Available data:
-- begin --

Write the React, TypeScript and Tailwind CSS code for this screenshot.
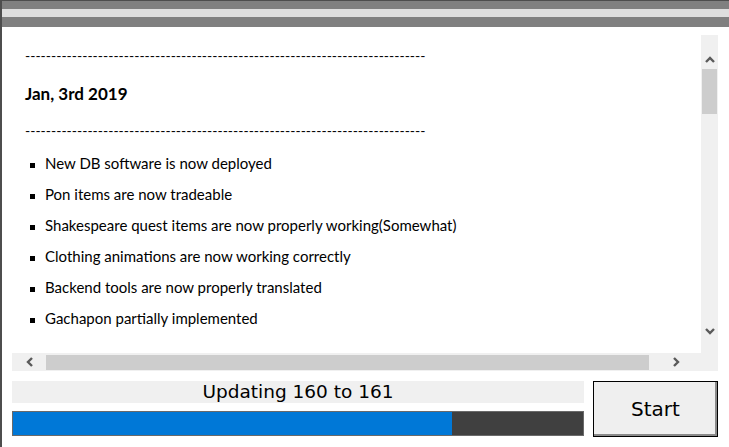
const notes = [
  'New DB software is now deployed',
  'Pon items are now tradeable',
  'Shakespeare quest items are now properly working(Somewhat)',
  'Clothing animations are now working correctly',
  'Backend tools are now properly translated',
  'Gachapon partially implemented',
];

const dashes = '-'.repeat(77);

function Chevron({ dir }: { dir: 'up' | 'down' | 'left' | 'right' }) {
  const pts = {
    up: '1,6 5,2 9,6',
    down: '1,2 5,6 9,2',
    left: '6,1 2,5 6,9',
    right: '2,1 6,5 2,9',
  }[dir];
  const vertical = dir === 'up' || dir === 'down';
  return (
    <svg
      width={vertical ? 10 : 8}
      height={vertical ? 8 : 10}
      viewBox={vertical ? '0 0 10 8' : '0 0 8 10'}
      className="block"
    >
      <polyline points={pts} fill="none" stroke="#5a5a5a" strokeWidth="2.4" />
    </svg>
  );
}

export default function App() {
  return (
    <div className="w-[729px] h-[447px] bg-white border-l-2 border-[#4d4d4d] overflow-hidden flex flex-col">
      <div className="h-px bg-[#4d4d4d]" />
      <div className="h-[8px] bg-[#808080]" />
      <div className="h-[8px] bg-[#dedede]" />
      <div className="h-[10px] bg-[#808080]" />

      <div className="ml-[10px] mt-[8px] w-[706px] h-[336px] grid grid-cols-[689px_17px] grid-rows-[318px_18px] bg-[#f0f0f0]">
        <div className="bg-white overflow-hidden pl-[13px] pt-[11px] font-['Lato',sans-serif] text-black">
          <div className="whitespace-nowrap text-[14px] leading-[20px]">{dashes}</div>
          <div className="mt-[18px] text-[17px] leading-[20px] font-bold">Jan, 3rd 2019</div>
          <div className="mt-[17px] whitespace-nowrap text-[14px] leading-[20px]">{dashes}</div>
          <ul className="mt-[7px]">
            {notes.map((n, i) => (
              <li key={i} className="flex items-center text-[15px] leading-[31px]">
                <span className="ml-[5px] mt-[3px] w-[5px] h-[5px] bg-black shrink-0" />
                <span className="ml-[10px]">{n}</span>
              </li>
            ))}
          </ul>
        </div>

        <div className="flex flex-col items-center">
          <div className="h-[34px] flex items-end pb-[5px]">
            <Chevron dir="up" />
          </div>
          <div className="w-[15px] h-[45px] bg-[#cdcdcd]" />
          <div className="flex-1" />
          <div className="h-[34px] flex items-start pt-[8px]">
            <Chevron dir="down" />
          </div>
        </div>

        <div className="flex items-center">
          <div className="w-[34px] flex justify-center pl-[2px]">
            <Chevron dir="left" />
          </div>
          <div className="w-[603px] h-[15px] bg-[#cdcdcd]" />
          <div className="flex-1 flex justify-center pl-[2px]">
            <Chevron dir="right" />
          </div>
        </div>
        <div />
      </div>

      <div className="ml-[10px] mt-[10px] flex font-['DejaVu_Sans',sans-serif] text-black">
        <div className="w-[572px] flex flex-col">
          <div className="h-[22px] bg-[#f0f0f0] flex items-center justify-center text-[18.5px] leading-none">
            Updating 160 to 161
          </div>
          <div className="mt-[8px] h-[25px] border border-[#6a6a6a] bg-[#404040] flex">
            <div className="w-[439px] bg-[#0078d7]" />
          </div>
        </div>
        <button className="ml-[9px] w-[125px] h-[56px] border border-black bg-[#efefef] shadow-[inset_-2px_-2px_0_#8a8a8a] text-[20px] leading-none">
          Start
        </button>
      </div>
    </div>
  );
}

-- end --

What to do: Output exactly the span of lines from the top of the listing through the line holding "const dashes = '-'.repeat(77);", and leave every picture out.

Solution:
Write the React, TypeScript and Tailwind CSS code for this screenshot.
const notes = [
  'New DB software is now deployed',
  'Pon items are now tradeable',
  'Shakespeare quest items are now properly working(Somewhat)',
  'Clothing animations are now working correctly',
  'Backend tools are now properly translated',
  'Gachapon partially implemented',
];

const dashes = '-'.repeat(77);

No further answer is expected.